The reopening of the U.S. economy is bringing more people out of their homes, reviving interest in location-based mobile marketing. As pandemic restrictions are lifted and more people are vaccinated, they have greater freedom to visit stores, restaurants, theaters, car dealerships and other businesses that are vying for their attention.
Amid this shift in consumer habits, marketers seeking to reach Apple's customers are confronting the significant change to its privacy policy. The tech giant last month updated the software that runs the iPhone to ask customers for permission to share a device identifier used for online tracking with apps and websites.
The change was significant for marketers, considering that about 47% of the 247 million smartphone owners in the U.S. use an iPhone, researcher eMarketer estimated. So far, only 6% of iPhone users nationwide have consented to be tracked, according to mobile advertising and analytics firm Flurry. The low opt-in rate suggests marketers will have much greater difficulty in their behavioral targeting of ads.
"That's definitely going to present major challenges for advertisers looking to use location-based targeting," said Jesse Rosenschein, vice president of digital and account strategy at media agency Mediassociates. "As device ID unique identifiers are deprecated, we're really moving from an individualistic targeting approach from an audience perspective. Likewise, from a location perspective, we're going to be moving from a more precise approach to a more approximate approach."
That shift was already taking hold in the ad industry. Before Apple had changed its privacy policy, location data company Foursquare had measures to protect the identities of consumers. Those measures included a minimum audience size threshold to avoid narrowing consumer segments into personally identifiable groups, and not sharing raw location data or where people lived, according to a blog post.
Consumers venture outside
While the surge in e-commerce helped to drive growth in advertising on shopping sites like Amazon, a location-based approach to marketing will become more vital in reaching consumers who want to get away from their computer screens. Store visits, a key indicator of people's shopping activities, rose 3% from a year earlier during the first quarter, the first annual gain since the onset of the pandemic, according to location data company Placer.ai. It found that weekend visits to apparel stores had rebounded significantly, indicating that people were willing to spend more time at malls.
The gain in store visits is likely to be stronger throughout the remainder of the year as consumers get more adventurous. The portion of consumers who said they felt comfortable visiting a mall rose to a post-pandemic high of 62% this month from 23% a year ago, according to a tracking study by researcher Morning Consult.
As marketers seek to reach consumers on their smartphones, including iPhone users who aren't opting into tracking, contextual targeting has taken precedence.
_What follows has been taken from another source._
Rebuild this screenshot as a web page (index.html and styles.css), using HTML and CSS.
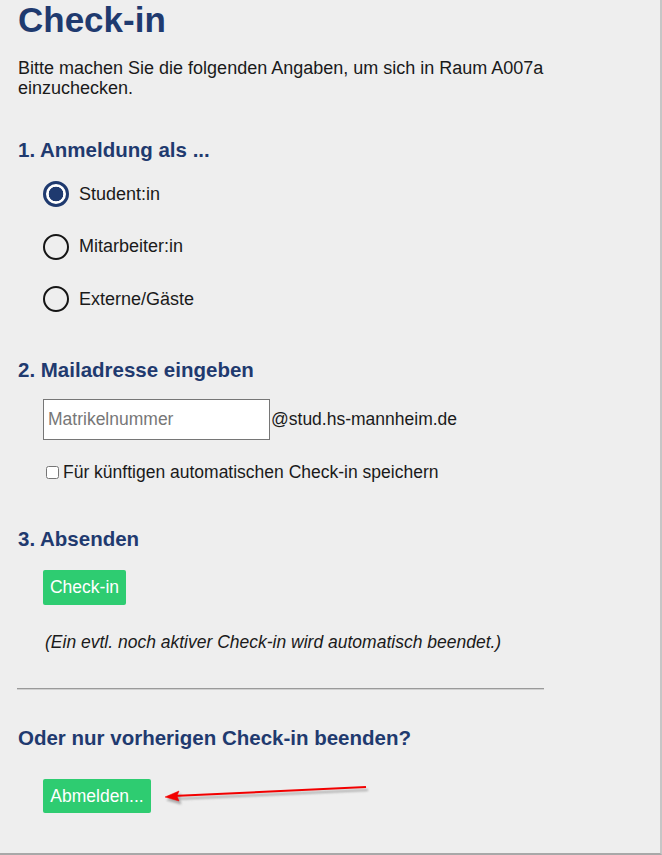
FILE: index.html
```html
<!DOCTYPE html>
<html lang="de">
<head>
<meta charset="utf-8">
<title>Check-in</title>
<link rel="stylesheet" href="styles.css">
</head>
<body>
<div class="page">
  <main class="content">
    <h1 class="title">Check-in</h1>
    <p class="intro">Bitte machen Sie die folgenden Angaben, um sich in Raum A007a einzuchecken.</p>

    <h2 class="step step-1">1. Anmeldung als ...</h2>
    <div class="radios">
      <label class="radio-row"><input type="radio" name="role" class="radio" checked><span>Student:in</span></label>
      <label class="radio-row"><input type="radio" name="role" class="radio"><span>Mitarbeiter:in</span></label>
      <label class="radio-row"><input type="radio" name="role" class="radio"><span>Externe/Gäste</span></label>
    </div>

    <h2 class="step step-2">2. Mailadresse eingeben</h2>
    <div class="mail-row">
      <input type="text" class="mail-input" placeholder="Matrikelnummer">
      <span class="domain">@stud.hs-mannheim.de</span>
    </div>
    <label class="check-row"><input type="checkbox" class="check"><span>Für künftigen automatischen Check-in speichern</span></label>

    <h2 class="step step-3">3. Absenden</h2>
    <div class="btn-wrap"><button class="btn btn-checkin">Check-in</button></div>
    <p class="note">(Ein evtl. noch aktiver Check-in wird automatisch beendet.)</p>

    <hr class="divider">

    <h2 class="step step-4">Oder nur vorherigen Check-in beenden?</h2>
    <div class="btn-wrap btn-wrap-2"><button class="btn btn-logout">Abmelden...</button></div>
  </main>

  <svg class="arrow" width="240" height="40" viewBox="0 0 240 40" aria-hidden="true">
    <defs>
      <filter id="sh" x="-10%" y="-50%" width="120%" height="200%">
        <feGaussianBlur stdDeviation="1.2"/>
      </filter>
    </defs>
    <g transform="translate(2,3)" fill="#9a9a9a" stroke="#9a9a9a" filter="url(#sh)" opacity="0.8">
      <line x1="215" y1="7" x2="22" y2="16" stroke-width="2"/>
      <polygon points="14,17 28,11 26,16 28,21"/>
    </g>
    <g fill="#f20000" stroke="#f20000">
      <line x1="215" y1="7" x2="22" y2="16" stroke-width="2"/>
      <polygon points="14,17 28,11 26,16 28,21" stroke-width="0.5"/>
    </g>
  </svg>
</div>
</body>
</html>
```

FILE: styles.css
```css
html, body {
  margin: 0;
  padding: 0;
  background: #eeeeee;
}

body {
  font-family: "Liberation Sans", Arial, sans-serif;
  color: #1a1a1a;
}

.page {
  position: relative;
  box-sizing: border-box;
  width: 662px;
  height: 855px;
  background: #eeeeee;
  border-right: 2px solid #c6c6c6;
  border-bottom: 2px solid #a8a8a8;
  overflow: hidden;
}

.content {
  width: 527px;
  padding-left: 18px;
}

.title {
  margin: 0;
  font-size: 35px;
  line-height: 40px;
  font-weight: bold;
  color: #1f3a6f;
}

.intro {
  margin: 18px 0 0;
  font-size: 18px;
  line-height: 20px;
}

.step {
  margin: 0;
  font-size: 20.5px;
  line-height: 24px;
  font-weight: bold;
  color: #1f3a6f;
}

.step-1 { margin-top: 40px; }
.step-2 { margin-top: 46px; }
.step-3 { margin-top: 45px; }
.step-4 { margin-top: 36px; }

.radios {
  margin-top: 19px;
  padding-left: 25px;
  display: flex;
  flex-direction: column;
  gap: 26.5px;
}

.radio-row {
  display: flex;
  align-items: center;
  gap: 10px;
  height: 26px;
  font-size: 18px;
}

.radio {
  appearance: none;
  -webkit-appearance: none;
  margin: 0;
  box-sizing: border-box;
  width: 26px;
  height: 26px;
  border: 2px solid #151515;
  border-radius: 50%;
  background: transparent;
}

.radio:checked {
  border: 3px solid #1f3a6f;
  background: radial-gradient(circle, #1f3a6f 0 7px, #ffffff 7.6px);
}

.mail-row {
  margin-top: 17px;
  padding-left: 25px;
  display: flex;
  align-items: center;
}

.mail-input {
  box-sizing: border-box;
  width: 227px;
  height: 41px;
  margin: 0;
  padding: 0 4px;
  border: 1px solid #767676;
  border-radius: 0;
  background: #ffffff;
  font-family: "Liberation Sans", Arial, sans-serif;
  font-size: 17.5px;
  color: #1a1a1a;
}

.mail-input::placeholder {
  color: #777777;
}

.domain {
  margin-left: 1px;
  font-size: 17.5px;
}

.check-row {
  margin-top: 22px;
  padding-left: 25px;
  display: flex;
  align-items: center;
  height: 20px;
  font-size: 17.5px;
  line-height: 20px;
}

.check {
  margin: 0 4px 0 3px;
  width: 13px;
  height: 13px;
}

.btn-wrap {
  margin-top: 19px;
  padding-left: 25px;
}

.btn-wrap-2 {
  margin-top: 29px;
}

.btn {
  border: none;
  border-radius: 2px;
  background: #2ecc71;
  color: #ffffff;
  font-family: "Liberation Sans", Arial, sans-serif;
  font-size: 17.5px;
  padding: 0 4px;
  margin: 0;
  white-space: nowrap;
}

.btn-checkin {
  height: 35px;
  width: 83px;
}

.btn-logout {
  height: 34px;
  width: 108px;
}

.note {
  margin: 27px 0 0;
  padding-left: 27px;
  font-size: 17.5px;
  line-height: 20px;
  font-style: italic;
}

.divider {
  margin: 36px 0 0 -1px;
  width: 527px;
  height: 0;
  border: none;
  border-top: 1px solid #9a9a9a;
  border-bottom: 1px solid #d0d0d0;
}

.arrow {
  position: absolute;
  left: 151px;
  top: 780px;
}
```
Amid the changing data privacy landscape that has made personalization and targeting more difficult, 70% of advertisers last year said context had become more important, according to a survey by researcher Advertiser Perceptions.
"Contextual targeting uses strategies that are independent of a persistent, unique identifier," Mediassociates' Rosenschein said. "Regular contextual targeting is based on online behaviors, while location-based contextual targeting is based on their real-world behaviors. It essentially uses specific geofences and location coordinates that represent places where consumers are likely to be engaging in specific activities."
Data from mobile carriers
Marketers also can find rich sources of data about people's behaviors from mobile carriers such as AT&T, T-Mobile and Verizon. The companies have undertaken a variety of efforts to leverage their consumer data into advertising sales, but faced significant competition from companies like Facebook and Google that have gathered rich sets of data.
T-Mobile last month began automatically enrolling subscribers in a program to share their web and mobile-app data with advertisers, unless they choose to opt out, according to an announcement. The company doesn't share personally identifiable information with advertisers, and instead ties the data with identifiers that are grouped into an audience segment such as "sports enthusiast."
There are limits on what kinds of data T-Mobile uses or shares, including precise location data for advertising unless consumers give permission to do so. U.S. law also prevents the company from sharing "customer proprietary network information" such as call logs that are considered highly sensitive.
Marketers also can geotarget consumers who have opted in to receive push notifications from a store or restaurant chain. For companies that have loyalty rewards programs, those notifications can be a powerful way to engage consumers who are most likely to make a purchase. Apps typically give smartphone users the options to share their location data and to receive push notifications about special promotions.
"It's almost like a modernized version of out-of-home," Rosenschein said. "As a consumer is in a specific location, they're served a push notification, versus the type of location-based targeting that happens after a consumer visits a location in the real world."